42. (Ve) Resûlüm!, (onların) O müşriklerin (içinde senin sözlerini işitmek) okuduğun Kur’an’ı Kerim’i dinlemek (isteyenler de vardır) onlar Hz. Peygamber’in beyanlarını zâhiri bir kulakla dinlerler, (fakat) Onlar aşırı düşmanlıklarından dolayı mânen sağır kimselerdir, peygamberin tebliğlerini can kulağıyle dinleyip kabul etmek kâbiliyetinden mahrumdurlar. Artık Habibim!. Sen tebliğlerini öyle (sağırlara mı İşittireceksin?.) bu mümkün mü? Özellikle onlar, bu sağırlıkları ile beraber (eğer akılları da kesmez kimseler bulunmuşlar ise) işte bu inkarcılar, o kabildendirler. Akıllı olan bir sağır, yine bazı şeyleri anlar, kabul edebilir. Fakat akılsız olunca artık bir hakikatı işitip kabul etmeğe kaadir olamaz. Onlar o kötü inkârcı hareketlerinden dolayı bir ilâhîkahır olmak üzere güzelce anlamak özelliğinden mahrum kalmışlardır.

43. Ve onlardan sana bakanlar da vardır. Ya sen körlere göremez kimselerde olsalar doğru yolu gösterebilir misin?

43. (Ve onlardan) O müşriklerden (sana bakanlar da vardır) senin Peygamberliğine, sözlerinin doğruluğuna ait delilleri görüp muayene ederler. Bununla beraber yine imândan, tasdikten kaçınırlar. Onlar mânen kör kimselerdir. Kendi kötü hareketlerinin bir cezası olmak üzere hakikatları görmek kâbiliyetinden mahrum bırakılmışlardır. Artık Resûlüm!. Onları hidâyete nâil etmeğe sen kâdir olamazsın. Evet. (Ya sen körlere) Göremez kimselere öyle (göremez kimselerde olsalar da) kalp gözleri kör, kendileri basîretten mahrum bulunsalar da onlara (doğru yolu) tariki müstakîmi (gösterebilir misin?.) elbette gösteremezsin. Çünki onlar maddî ve mânevî kabiliyetlerini yitirmişlerdir. Artık onları Cenab’ı Hak’tan başkası ıslah edemez, hidâyete kavuşturamaz. “Bir göz ki, anın olmaya ibret nazarında” “Ol düşmanıdır sahibinin baş üzerinde.”

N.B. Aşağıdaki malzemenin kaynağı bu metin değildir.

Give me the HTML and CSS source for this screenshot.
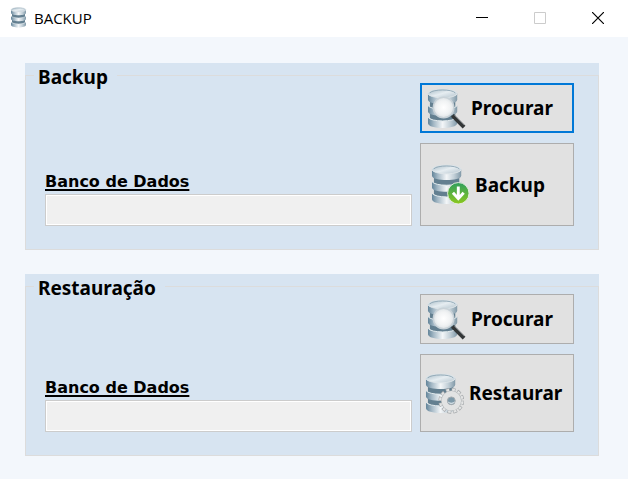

§ Malumdur ki: Cenab’ı Hak insanlara kuvve-i sâmia = işitme kuvveti ve kuvve-i bâsira = görme kuvveti vermiştir. Bunlar birer büyük ilâhî lütuftur. Bu iki kuvvetten hangisinin daha efdal, daha şerefli olduğunda ise ihtilâf vardır. Şöyle ki: Bazı zatlara göre işitme kuvveti efdaldir. Çünki: İnsanlar diğer hayvanlardan söz söylemek suretiyle ayrılırlar. Sözlerden ise işitme kuvveti vasıtasıyla istifâde olunur. Bir insan işitme gücü sayesinde gözü önünde söylenmeyen şeyleri de işitir. Kör olsa da ilm tahsilinde bulunabilir. Yüce Peygamberlerden bazılarına âmâlık ariz olmuştur, fakat sağırlık ârız olmamıştır. Böyle bir arıza onların haklarında câiz değildir. Peygamberlik vazifesini yerine getirmeye mânidir.Fakat diğer bazı zatlara göre de görme kuvveti daha efdaldir, daha şereflidir. Zira idrâk vasıtalarının en mükemmeli, görme gücüdür. İnsan göz vasıtasiyle en uzaklardaki kudret eserlerini, meselâ göklerdeki nûranî cisimleri müşâhede edebilir. Sonra görmek kuvvetinin âleti, nurdan ibârettir, işitmek kuvvetinin âleti ise ancak havadır. Nur havadan şerefli olduğundan artık görme gücü de işitme gücünden üstündür. Bir de yaratılış bakımından gözlerde tecelli eden hikmeti ilâhî hârikaları kulaklardaki hârikalardan daha fazladır. Gözler sahiplerine daha fazla bir güzellik verir, körlük ise bu güzelliği azaltır, sağırlık ise sâhibi için bir ayıp sayılmaz. Hatta deniliyor ki: Hz. Musa, dünyada iken Cenâb-ı Hak’kın kelâmını işitmiş olduğu halde Allah’ın cemâlini görmek temennisinde bulunmuş iken bu şerefe nâil olamamıştı. Bu da gösteriyor ki, görmek nimeti, işitmek, nimetinin üstündedir. “Essiracülmünir” de deniliyor ki: Zâhir olan da budur.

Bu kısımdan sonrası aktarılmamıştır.